HMICFRS release report on vetting, misconduct and misogyny


Marc Jones, Chair of the Association of Police and Crime Commissioners, said:

“The public rightly expects the highest standards from our officers and this report presents a deeply concerning picture in relation to vetting, misconduct and misogyny in our police service.

“To ensure we have a service of the upmost professionalism, it is vital that forces are getting it right from the point of recruitment. We welcome an urgent and comprehensive review of the processes currently in place to ensure that forces are effectively and consistently identifying unsuitable candidates. 

“What is also clear is that there is much more to do to address the toxic misogynistic culture which remains engrained in some areas. Complacency is not an option and forces must get better at identifying and eradicating these behaviours if they are to uphold the standards expected by the communities they serve.

“As Police and Crime Commissioners, we are committed to holding Chief Constables to account and will see that appropriate steps are put in place to embed all 43 of these recommendations. We will continue to work with our national partners to ensure the right guidance is available to forces to take forward these recommendations and make vital improvements to the way in which they respond to allegations of misconduct.”

APCC Leads for Transparency and Integrity, Giles Orpen-Smellie and Alison Lowe, added:

“While disappointing, this report shines a light into problems with both the vetting and misconduct processes, with constructive recommendations for getting the right processes in place and increasing public confidence in the long term.

“Police forces have acted at pace to recruit the 20,000 new officers as part of the Uplift programme, but without the corresponding police staff, perhaps due to pressures on police budgets, vetting standards have clearly slipped. It is essential that Chief Constables take urgent action to ensure that only the highest calibre of officers are recruited, and that any problems are rooted out at an early stage. 

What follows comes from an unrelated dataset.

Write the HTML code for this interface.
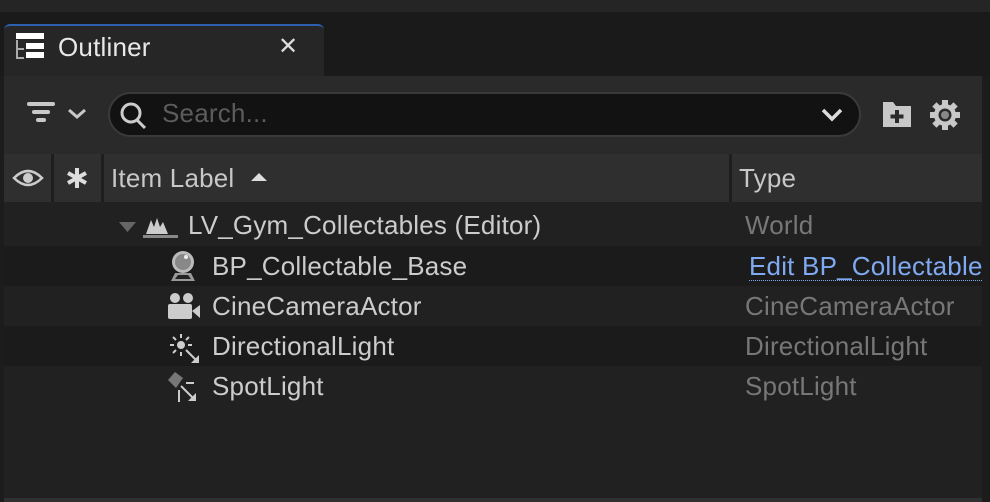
<!DOCTYPE html>
<html><head><style>
*{margin:0;padding:0;box-sizing:border-box}
body{width:990px;height:502px;background:#1c1c1c;font-family:"Liberation Sans",sans-serif;position:relative;overflow:hidden}
.a{position:absolute}
.t{font-size:26px;white-space:nowrap;position:absolute;letter-spacing:0.2px}
</style></head><body>
<div class="a" style="left:0;top:0;width:990px;height:12px;background:#252525"></div>
<div class="a" style="left:0;top:12px;width:990px;height:64px;background:#1a1a1a"></div>
<div class="a" style="left:4px;top:24px;width:320px;height:52px;background:#262626;border-radius:6px 6px 0 0;border-top:2px solid #2c5fae"></div>
<svg class="a" style="left:14px;top:32px" width="32" height="30"><rect x="2" y="1" width="28" height="6" fill="#fff"/><rect x="12" y="11" width="18" height="6" fill="#fff"/><rect x="12" y="20" width="18" height="6" fill="#fff"/><path d="M3 8V26H10M3 17H10" stroke="#aaa" stroke-width="2" fill="none"/></svg>
<div class="t" style="left:58px;top:32px;color:#e8e8e8">Outliner</div>
<div class="t" style="left:278px;top:32px;color:#ddd;font-size:24px">✕</div>
<div class="a" style="left:4px;top:76px;width:978px;height:78px;background:#2a2a2a"></div>
<svg class="a" style="left:26px;top:100px" width="64" height="28"><rect x="1" y="2" width="28" height="4" rx="2" fill="#c8c8c8"/><rect x="6" y="10" width="18" height="4" rx="2" fill="#c8c8c8"/><rect x="10" y="18" width="10" height="4" rx="2" fill="#c8c8c8"/><path d="M43 10L51 17L59 10" stroke="#c8c8c8" stroke-width="3" fill="none"/></svg>
<div class="a" style="left:108px;top:92px;width:753px;height:45px;background:#121212;border:2px solid #3a3a3a;border-radius:23px"></div>
<svg class="a" style="left:118px;top:100px" width="32" height="30"><circle cx="13" cy="13" r="9" stroke="#ccc" stroke-width="3" fill="none"/><path d="M19 20L27 28" stroke="#ccc" stroke-width="3"/></svg>
<div class="t" style="left:162px;top:98px;color:#5c5c5c">Search...</div>
<svg class="a" style="left:820px;top:106px" width="26" height="18"><path d="M3 4L12 13L21 4" stroke="#ddd" stroke-width="3.5" fill="none"/></svg>
<svg class="a" style="left:880px;top:99px" width="34" height="30"><path d="M3 3H13L16 7H31V28H3Z" fill="#c8c8c8"/><path d="M17 11V24M10.5 17.5H23.5" stroke="#2a2a2a" stroke-width="4"/></svg>
<svg class="a" style="left:928px;top:98px" width="34" height="34"><g fill="#c8c8c8" transform="translate(17 17)"><rect x="-3" y="-15" width="6" height="30"/><rect x="-3" y="-15" width="6" height="30" transform="rotate(45)"/><rect x="-3" y="-15" width="6" height="30" transform="rotate(90)"/><rect x="-3" y="-15" width="6" height="30" transform="rotate(135)"/><circle r="11"/></g><circle cx="17" cy="17" r="6.5" fill="#2a2a2a"/><circle cx="17" cy="17" r="4" fill="#888"/></svg>
<div class="a" style="left:4px;top:154px;width:978px;height:48px;background:#2f2f2f"></div>
<div class="a" style="left:51px;top:154px;width:3px;height:48px;background:#1e1e1e"></div>
<div class="a" style="left:101px;top:154px;width:3px;height:48px;background:#1e1e1e"></div>
<div class="a" style="left:729px;top:154px;width:3px;height:48px;background:#1e1e1e"></div>
<svg class="a" style="left:12px;top:166px" width="32" height="24"><path d="M2 12Q16 -2 30 12Q16 26 2 12Z" stroke="#ccc" stroke-width="2.5" fill="none"/><circle cx="16" cy="12" r="5" fill="#ccc"/></svg>
<svg class="a" style="left:66px;top:167px" width="22" height="22"><g stroke="#ddd" stroke-width="4"><path d="M11 1V21M2 6L20 16M2 16L20 6"/></g></svg>
<div class="t" style="left:111px;top:163px;color:#c8c8c8">Item Label</div>
<svg class="a" style="left:250px;top:172px" width="18" height="10"><path d="M1 9L9 1L17 9Z" fill="#ddd"/></svg>
<div class="t" style="left:739px;top:163px;color:#c8c8c8">Type</div>
<div class="a" style="left:4px;top:202px;width:978px;height:300px;background:#212121"></div>
<div class="a" style="left:4px;top:246px;width:978px;height:40px;background:#1b1b1b"></div>
<div class="a" style="left:4px;top:326px;width:978px;height:40px;background:#1b1b1b"></div>
<div class="a" style="left:4px;top:498px;width:978px;height:4px;background:#303030"></div>
<svg class="a" style="left:118px;top:214px" width="60" height="26"><path d="M1 8H18L9.5 18Z" fill="#666"/><path d="M28 20L33 6L36 13L39 4L42 13L45 8L50 20Z" fill="#ccc"/><rect x="25" y="21" width="51" height="3" fill="#888"/></svg>
<div class="t" style="left:188px;top:210px;color:#ccc">LV_Gym_Collectables (Editor)</div>
<div class="t" style="left:745px;top:210px;color:#777">World</div>
<svg class="a" style="left:166px;top:249px" width="34" height="34"><circle cx="17" cy="13" r="11" fill="#bbb"/><circle cx="17" cy="13" r="8" fill="#888"/><circle cx="20" cy="8" r="2" fill="#eee"/><path d="M5 32L9 24H25L29 32Z" fill="#999"/><path d="M9 30H25L22 26H12Z" fill="#222"/></svg>
<div class="t" style="left:212px;top:251px;color:#ccc">BP_Collectable_Base</div>
<div class="t" style="left:749px;top:251px;color:#7fa9f0">Edit BP_Collectable</div>
<div class="a" style="left:749px;top:280px;width:233px;border-top:1px dotted #7fa9f0"></div>
<svg class="a" style="left:166px;top:292px" width="36" height="28"><circle cx="9" cy="6" r="5" fill="#ccc"/><circle cx="22" cy="6" r="5" fill="#ccc"/><rect x="2" y="12" width="24" height="15" rx="2" fill="#ccc"/><path d="M26 19L34 13V26Z" fill="#ccc"/></svg>
<div class="t" style="left:212px;top:291px;color:#ccc">CineCameraActor</div>
<div class="t" style="left:745px;top:291px;color:#777">CineCameraActor</div>
<svg class="a" style="left:166px;top:330px" width="36" height="34"><circle cx="15" cy="15" r="4" fill="#ccc"/><g stroke="#ccc" stroke-width="2"><path d="M15 4V8M15 22V26M4 15H8M22 15H26M7 7L10 10M20 20L23 23M7 23L10 20M23 7L20 10"/></g><path d="M22 22L31 31" stroke="#ccc" stroke-width="2"/><path d="M33 33L33 25L25 33Z" fill="#ccc"/></svg>
<div class="t" style="left:212px;top:331px;color:#ccc">DirectionalLight</div>
<div class="t" style="left:745px;top:331px;color:#777">DirectionalLight</div>
<svg class="a" style="left:166px;top:370px" width="36" height="34"><path d="M2 10L9 2L17 8L10 18Z" fill="#777"/><path d="M20 13H28" stroke="#ccc" stroke-width="2"/><path d="M15 16L27 28M13 20V32" stroke="#ccc" stroke-width="2"/><path d="M30 31V23L22 31Z" fill="#ccc"/></svg>
<div class="t" style="left:212px;top:371px;color:#ccc">SpotLight</div>
<div class="t" style="left:745px;top:371px;color:#777">SpotLight</div>
</body></html>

“More comprehensive College of Policing guidance, more rigorous vetting for officers transferring between forces and the use of vetting interviews are essential.

“We also envisage that the Home Office including the use of Regulation 13 of the Police Regulations 2003 within the forthcoming Dismissal Review will help to ensure that forces are able to effectively dispense with the services of probationary officers who will not become well-conducted officers. This provides a relatively straightforward way to discharge an officer while they are within their probationary period.”